[PROBLEM STATEMENT] Find the string "components" in the entries and copy each line that has it.
— START INFORMATION SUPPLIED —
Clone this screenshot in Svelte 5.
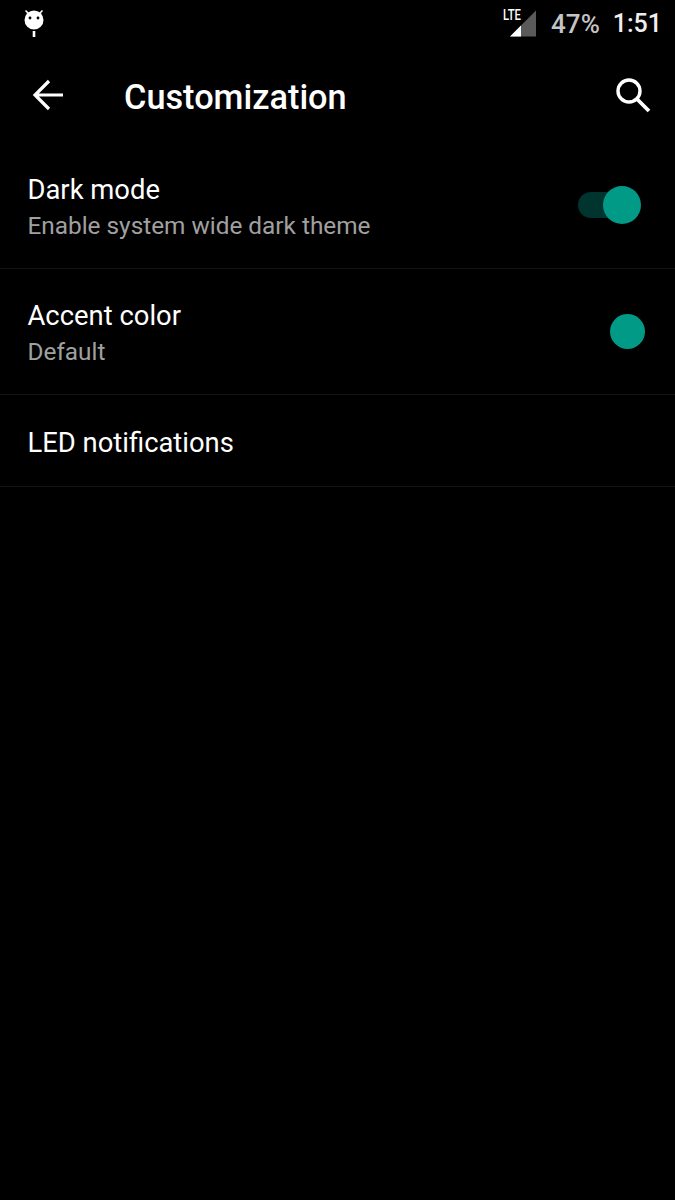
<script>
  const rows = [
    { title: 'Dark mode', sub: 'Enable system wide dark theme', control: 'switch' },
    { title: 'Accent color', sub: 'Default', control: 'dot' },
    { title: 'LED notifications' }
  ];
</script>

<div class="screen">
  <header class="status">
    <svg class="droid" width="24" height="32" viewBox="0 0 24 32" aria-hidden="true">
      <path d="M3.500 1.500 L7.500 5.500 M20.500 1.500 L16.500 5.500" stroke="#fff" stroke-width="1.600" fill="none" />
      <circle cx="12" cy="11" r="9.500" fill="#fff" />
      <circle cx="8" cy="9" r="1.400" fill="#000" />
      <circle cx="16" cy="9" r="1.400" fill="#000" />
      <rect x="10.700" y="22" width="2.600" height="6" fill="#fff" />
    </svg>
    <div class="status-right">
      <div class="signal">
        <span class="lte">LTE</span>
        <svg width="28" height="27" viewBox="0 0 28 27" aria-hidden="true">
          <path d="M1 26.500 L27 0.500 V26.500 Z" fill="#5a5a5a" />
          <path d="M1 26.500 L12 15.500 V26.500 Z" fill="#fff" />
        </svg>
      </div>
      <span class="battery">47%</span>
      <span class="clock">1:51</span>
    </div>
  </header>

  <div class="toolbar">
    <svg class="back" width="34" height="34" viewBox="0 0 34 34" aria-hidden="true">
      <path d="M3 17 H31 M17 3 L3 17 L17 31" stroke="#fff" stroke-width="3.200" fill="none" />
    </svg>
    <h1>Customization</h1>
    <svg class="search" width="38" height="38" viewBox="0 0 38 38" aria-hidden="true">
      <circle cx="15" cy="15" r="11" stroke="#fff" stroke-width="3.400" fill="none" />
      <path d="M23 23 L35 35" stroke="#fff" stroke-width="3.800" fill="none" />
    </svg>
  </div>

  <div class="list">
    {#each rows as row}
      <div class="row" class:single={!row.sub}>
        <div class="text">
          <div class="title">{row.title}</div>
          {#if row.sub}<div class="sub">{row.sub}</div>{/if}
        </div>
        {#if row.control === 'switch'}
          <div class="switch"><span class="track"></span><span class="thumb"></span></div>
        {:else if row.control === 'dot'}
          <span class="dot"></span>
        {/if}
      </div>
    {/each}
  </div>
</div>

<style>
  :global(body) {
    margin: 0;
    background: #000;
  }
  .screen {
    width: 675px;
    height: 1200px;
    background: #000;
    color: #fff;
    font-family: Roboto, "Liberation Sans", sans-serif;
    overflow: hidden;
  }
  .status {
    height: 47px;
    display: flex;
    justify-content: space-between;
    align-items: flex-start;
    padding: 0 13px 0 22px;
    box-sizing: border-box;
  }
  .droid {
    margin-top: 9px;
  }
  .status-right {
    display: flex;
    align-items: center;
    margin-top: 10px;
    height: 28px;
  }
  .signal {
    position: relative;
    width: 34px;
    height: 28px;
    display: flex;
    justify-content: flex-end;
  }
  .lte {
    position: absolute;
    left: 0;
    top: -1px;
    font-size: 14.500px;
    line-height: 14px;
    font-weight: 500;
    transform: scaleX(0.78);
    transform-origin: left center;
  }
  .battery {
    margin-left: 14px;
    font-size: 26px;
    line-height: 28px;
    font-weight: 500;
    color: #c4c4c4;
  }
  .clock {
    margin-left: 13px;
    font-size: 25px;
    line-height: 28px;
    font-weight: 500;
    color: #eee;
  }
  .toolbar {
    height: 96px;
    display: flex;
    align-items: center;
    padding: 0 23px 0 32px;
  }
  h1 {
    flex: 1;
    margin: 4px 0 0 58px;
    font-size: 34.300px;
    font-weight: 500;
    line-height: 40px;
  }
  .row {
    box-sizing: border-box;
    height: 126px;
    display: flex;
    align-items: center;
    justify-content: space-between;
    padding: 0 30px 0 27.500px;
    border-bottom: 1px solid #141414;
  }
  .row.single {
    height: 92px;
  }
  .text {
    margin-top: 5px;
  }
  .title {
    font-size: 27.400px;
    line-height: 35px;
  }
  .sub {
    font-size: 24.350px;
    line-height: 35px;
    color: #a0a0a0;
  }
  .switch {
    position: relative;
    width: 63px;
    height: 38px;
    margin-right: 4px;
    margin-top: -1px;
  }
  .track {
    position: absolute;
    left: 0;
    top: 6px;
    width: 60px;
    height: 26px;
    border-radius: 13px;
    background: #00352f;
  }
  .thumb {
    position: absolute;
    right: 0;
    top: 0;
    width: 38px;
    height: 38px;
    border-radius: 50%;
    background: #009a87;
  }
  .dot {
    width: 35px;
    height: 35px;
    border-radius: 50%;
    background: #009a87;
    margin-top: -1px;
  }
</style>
— END INFORMATION SUPPLIED —
— START INFORMATION SUPPLIED —
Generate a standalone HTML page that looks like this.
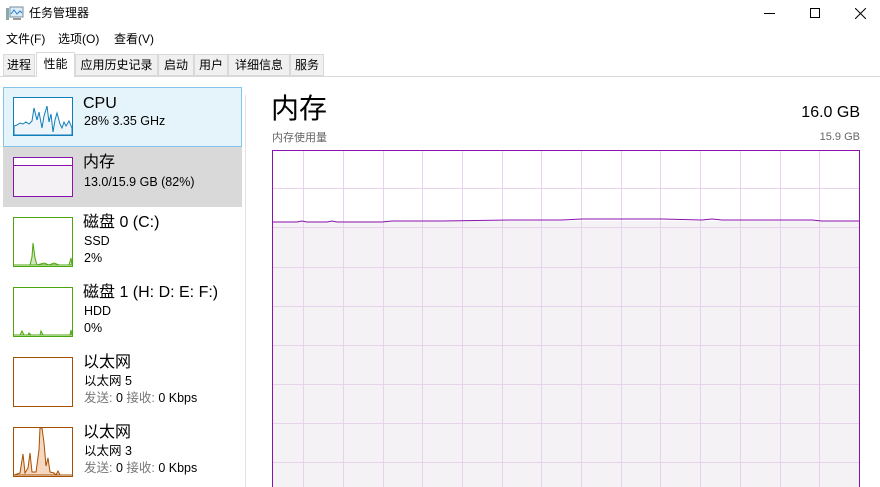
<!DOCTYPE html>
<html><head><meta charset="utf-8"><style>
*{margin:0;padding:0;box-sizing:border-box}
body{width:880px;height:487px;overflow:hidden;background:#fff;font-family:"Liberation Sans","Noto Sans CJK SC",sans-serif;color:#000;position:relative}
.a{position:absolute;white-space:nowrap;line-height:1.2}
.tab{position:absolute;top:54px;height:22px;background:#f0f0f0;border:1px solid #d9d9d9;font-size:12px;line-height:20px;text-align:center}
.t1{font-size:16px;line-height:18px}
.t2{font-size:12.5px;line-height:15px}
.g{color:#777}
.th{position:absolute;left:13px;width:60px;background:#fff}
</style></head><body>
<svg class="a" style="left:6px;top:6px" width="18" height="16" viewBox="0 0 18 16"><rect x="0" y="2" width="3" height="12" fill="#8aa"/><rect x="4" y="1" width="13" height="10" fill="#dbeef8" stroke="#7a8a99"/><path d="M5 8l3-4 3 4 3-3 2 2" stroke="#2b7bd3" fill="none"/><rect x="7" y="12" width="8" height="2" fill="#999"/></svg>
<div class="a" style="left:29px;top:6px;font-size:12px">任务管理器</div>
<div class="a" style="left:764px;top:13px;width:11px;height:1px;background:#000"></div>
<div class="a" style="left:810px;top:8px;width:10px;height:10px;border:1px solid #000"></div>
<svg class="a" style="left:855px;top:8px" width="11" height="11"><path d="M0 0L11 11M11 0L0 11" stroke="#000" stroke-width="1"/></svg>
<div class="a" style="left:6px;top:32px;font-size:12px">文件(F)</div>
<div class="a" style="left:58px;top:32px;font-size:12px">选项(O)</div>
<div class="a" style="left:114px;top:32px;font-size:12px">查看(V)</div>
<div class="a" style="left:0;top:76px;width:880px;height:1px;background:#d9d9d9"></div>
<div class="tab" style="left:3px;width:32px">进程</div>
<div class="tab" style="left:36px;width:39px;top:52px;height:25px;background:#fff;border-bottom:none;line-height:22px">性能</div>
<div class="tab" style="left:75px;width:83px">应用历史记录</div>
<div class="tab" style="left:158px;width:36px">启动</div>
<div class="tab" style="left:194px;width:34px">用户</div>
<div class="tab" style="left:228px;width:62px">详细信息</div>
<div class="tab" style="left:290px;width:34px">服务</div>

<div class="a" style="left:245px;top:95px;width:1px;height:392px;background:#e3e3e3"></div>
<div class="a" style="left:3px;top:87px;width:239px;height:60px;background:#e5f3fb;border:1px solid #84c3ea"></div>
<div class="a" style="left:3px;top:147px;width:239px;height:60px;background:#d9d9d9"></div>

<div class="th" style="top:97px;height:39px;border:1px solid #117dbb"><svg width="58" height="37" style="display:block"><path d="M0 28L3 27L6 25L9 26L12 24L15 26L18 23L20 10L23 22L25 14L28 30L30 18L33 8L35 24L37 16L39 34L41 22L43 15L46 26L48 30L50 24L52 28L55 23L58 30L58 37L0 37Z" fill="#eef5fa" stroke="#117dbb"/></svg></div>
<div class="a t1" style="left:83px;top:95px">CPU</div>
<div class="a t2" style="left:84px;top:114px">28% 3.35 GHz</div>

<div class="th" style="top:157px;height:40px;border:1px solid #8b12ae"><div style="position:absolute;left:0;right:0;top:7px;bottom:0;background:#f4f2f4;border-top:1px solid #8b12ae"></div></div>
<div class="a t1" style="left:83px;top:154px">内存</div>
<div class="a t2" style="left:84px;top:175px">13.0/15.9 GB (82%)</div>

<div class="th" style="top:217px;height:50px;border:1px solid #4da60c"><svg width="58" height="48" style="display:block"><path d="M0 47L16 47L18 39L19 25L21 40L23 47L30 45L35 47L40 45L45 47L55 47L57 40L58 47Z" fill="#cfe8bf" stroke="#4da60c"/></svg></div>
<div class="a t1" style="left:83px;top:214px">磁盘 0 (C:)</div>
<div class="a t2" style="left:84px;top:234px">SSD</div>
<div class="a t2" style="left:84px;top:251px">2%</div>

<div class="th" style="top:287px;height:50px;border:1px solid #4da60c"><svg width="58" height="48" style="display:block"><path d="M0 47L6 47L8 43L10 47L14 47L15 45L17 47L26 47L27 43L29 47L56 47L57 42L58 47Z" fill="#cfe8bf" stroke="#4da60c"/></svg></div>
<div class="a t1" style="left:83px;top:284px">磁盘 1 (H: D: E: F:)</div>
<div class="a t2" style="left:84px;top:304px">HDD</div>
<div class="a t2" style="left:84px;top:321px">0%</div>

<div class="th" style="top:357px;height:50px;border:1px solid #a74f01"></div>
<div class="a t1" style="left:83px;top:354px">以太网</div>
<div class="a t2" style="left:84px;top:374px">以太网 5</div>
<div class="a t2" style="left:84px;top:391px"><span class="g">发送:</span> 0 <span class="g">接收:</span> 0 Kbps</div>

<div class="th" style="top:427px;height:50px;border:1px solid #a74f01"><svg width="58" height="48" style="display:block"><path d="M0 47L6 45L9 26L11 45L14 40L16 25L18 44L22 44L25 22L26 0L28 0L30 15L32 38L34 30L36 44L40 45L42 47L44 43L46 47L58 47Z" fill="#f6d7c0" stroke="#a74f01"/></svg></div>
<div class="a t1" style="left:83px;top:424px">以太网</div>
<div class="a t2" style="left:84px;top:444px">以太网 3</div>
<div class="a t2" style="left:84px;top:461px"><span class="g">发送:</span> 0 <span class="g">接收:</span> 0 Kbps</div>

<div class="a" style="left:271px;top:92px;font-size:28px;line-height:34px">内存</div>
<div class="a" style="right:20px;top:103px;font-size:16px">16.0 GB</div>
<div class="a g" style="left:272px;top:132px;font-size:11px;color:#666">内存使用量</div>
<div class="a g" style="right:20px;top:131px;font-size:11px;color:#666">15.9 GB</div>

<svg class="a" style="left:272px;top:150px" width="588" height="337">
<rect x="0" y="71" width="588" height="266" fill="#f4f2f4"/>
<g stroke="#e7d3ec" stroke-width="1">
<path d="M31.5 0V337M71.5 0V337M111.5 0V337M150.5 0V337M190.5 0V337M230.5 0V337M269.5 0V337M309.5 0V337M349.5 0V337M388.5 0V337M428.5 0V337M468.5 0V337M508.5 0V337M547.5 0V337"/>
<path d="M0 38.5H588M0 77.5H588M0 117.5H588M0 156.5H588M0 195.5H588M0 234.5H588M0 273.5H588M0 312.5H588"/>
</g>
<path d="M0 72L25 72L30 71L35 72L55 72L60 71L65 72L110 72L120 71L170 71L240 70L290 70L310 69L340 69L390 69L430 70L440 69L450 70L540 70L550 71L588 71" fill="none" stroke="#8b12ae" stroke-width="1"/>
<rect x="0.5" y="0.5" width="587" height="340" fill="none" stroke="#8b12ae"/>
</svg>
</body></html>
— END INFORMATION SUPPLIED —
— START INFORMATION SUPPLIED —
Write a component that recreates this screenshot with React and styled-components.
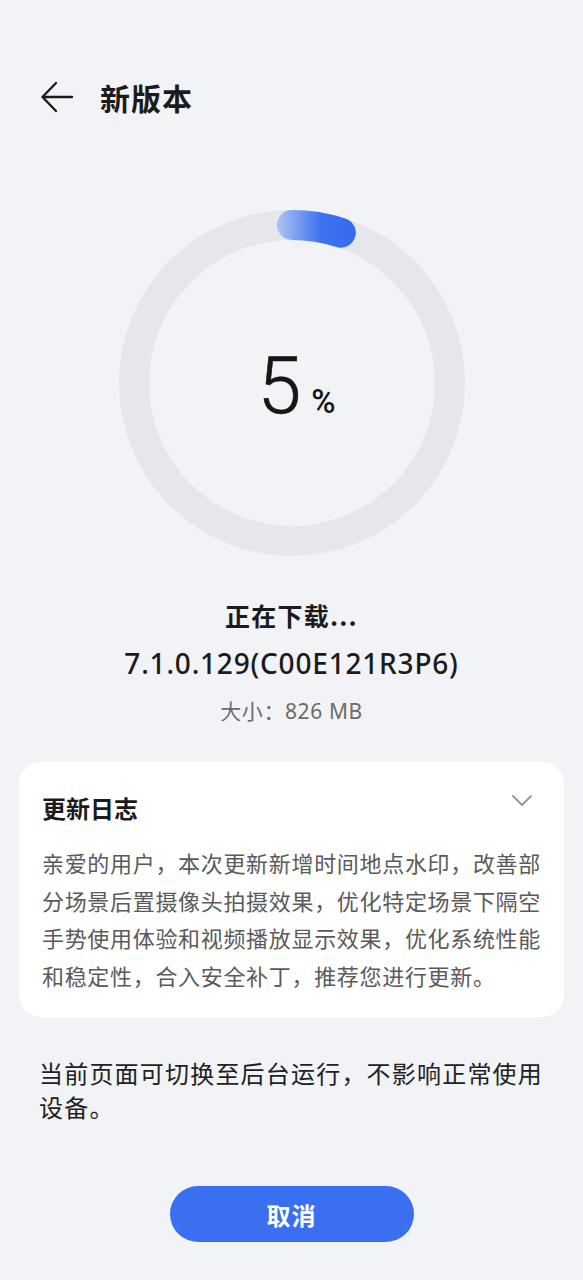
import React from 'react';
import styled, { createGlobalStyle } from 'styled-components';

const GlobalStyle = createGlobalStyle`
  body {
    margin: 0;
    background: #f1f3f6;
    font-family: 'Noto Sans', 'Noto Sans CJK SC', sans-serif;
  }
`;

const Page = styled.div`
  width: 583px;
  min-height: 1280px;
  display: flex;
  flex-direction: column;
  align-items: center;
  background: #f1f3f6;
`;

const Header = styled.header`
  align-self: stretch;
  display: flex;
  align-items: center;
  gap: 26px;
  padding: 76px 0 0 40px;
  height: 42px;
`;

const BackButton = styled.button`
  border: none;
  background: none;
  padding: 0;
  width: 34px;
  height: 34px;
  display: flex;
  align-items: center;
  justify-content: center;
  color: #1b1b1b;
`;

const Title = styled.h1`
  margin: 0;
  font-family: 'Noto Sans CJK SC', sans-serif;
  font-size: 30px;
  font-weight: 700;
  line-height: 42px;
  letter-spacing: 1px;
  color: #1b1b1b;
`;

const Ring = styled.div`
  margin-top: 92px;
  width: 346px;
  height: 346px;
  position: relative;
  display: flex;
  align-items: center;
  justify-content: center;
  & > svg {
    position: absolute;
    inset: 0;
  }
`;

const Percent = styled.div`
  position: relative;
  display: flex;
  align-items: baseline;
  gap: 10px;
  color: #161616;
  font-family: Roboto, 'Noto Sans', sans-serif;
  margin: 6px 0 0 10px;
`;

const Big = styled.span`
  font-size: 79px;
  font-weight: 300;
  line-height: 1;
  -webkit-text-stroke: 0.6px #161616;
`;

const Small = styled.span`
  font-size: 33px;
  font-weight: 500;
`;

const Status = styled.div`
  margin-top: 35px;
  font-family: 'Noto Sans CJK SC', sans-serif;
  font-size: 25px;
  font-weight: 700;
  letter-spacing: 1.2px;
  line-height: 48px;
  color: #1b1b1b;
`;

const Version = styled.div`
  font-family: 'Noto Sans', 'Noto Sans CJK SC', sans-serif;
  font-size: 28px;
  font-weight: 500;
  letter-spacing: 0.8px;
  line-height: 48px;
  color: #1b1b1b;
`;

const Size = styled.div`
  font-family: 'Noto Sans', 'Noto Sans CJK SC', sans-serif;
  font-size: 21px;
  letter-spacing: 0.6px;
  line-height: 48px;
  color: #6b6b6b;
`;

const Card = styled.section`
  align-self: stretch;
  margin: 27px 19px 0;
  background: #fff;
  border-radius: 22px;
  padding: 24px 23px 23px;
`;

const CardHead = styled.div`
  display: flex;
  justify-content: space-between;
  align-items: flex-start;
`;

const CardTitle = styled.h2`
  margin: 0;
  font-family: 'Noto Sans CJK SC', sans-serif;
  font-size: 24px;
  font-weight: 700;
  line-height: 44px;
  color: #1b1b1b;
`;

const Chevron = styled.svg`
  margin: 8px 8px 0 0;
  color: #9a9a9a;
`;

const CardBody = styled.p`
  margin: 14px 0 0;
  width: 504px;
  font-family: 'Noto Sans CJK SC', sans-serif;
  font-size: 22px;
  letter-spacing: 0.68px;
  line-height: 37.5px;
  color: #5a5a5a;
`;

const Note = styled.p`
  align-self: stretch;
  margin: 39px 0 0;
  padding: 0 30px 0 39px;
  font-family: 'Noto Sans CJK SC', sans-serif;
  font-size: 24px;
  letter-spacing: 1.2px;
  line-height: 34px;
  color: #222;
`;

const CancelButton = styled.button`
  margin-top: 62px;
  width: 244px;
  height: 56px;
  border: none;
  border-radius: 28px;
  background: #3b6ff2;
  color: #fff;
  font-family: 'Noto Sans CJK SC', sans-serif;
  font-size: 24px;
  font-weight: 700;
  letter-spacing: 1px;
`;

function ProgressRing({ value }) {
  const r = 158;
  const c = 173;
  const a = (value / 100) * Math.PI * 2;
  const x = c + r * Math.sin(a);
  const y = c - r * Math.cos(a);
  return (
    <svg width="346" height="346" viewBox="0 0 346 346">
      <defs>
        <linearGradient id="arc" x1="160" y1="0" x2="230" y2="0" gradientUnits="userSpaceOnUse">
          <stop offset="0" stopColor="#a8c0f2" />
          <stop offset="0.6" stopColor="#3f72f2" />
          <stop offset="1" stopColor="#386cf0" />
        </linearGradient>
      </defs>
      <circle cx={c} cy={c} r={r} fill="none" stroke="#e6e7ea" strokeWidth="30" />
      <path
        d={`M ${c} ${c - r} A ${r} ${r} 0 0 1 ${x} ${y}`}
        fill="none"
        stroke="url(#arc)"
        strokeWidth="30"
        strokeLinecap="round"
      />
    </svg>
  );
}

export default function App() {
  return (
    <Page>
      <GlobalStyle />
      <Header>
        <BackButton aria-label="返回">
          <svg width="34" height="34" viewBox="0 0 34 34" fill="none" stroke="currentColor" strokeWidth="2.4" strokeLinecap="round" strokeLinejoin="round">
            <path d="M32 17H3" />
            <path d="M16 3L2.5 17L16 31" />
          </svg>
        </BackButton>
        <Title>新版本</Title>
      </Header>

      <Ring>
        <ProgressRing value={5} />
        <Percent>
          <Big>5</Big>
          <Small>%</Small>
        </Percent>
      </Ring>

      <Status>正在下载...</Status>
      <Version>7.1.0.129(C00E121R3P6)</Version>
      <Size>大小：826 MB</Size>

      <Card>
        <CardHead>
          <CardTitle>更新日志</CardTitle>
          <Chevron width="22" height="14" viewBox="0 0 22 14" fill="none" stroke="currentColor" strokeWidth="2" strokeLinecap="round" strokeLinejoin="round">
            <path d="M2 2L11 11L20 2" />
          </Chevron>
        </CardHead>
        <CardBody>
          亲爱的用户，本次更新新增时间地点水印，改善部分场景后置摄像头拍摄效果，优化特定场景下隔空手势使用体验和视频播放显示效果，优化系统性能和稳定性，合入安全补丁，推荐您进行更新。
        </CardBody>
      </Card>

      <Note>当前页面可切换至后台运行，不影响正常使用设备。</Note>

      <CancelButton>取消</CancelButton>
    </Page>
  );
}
— END INFORMATION SUPPLIED —
[PROBLEM SOLUTION]
Write a component that recreates this screenshot with React and styled-components.
import styled, { createGlobalStyle } from 'styled-components';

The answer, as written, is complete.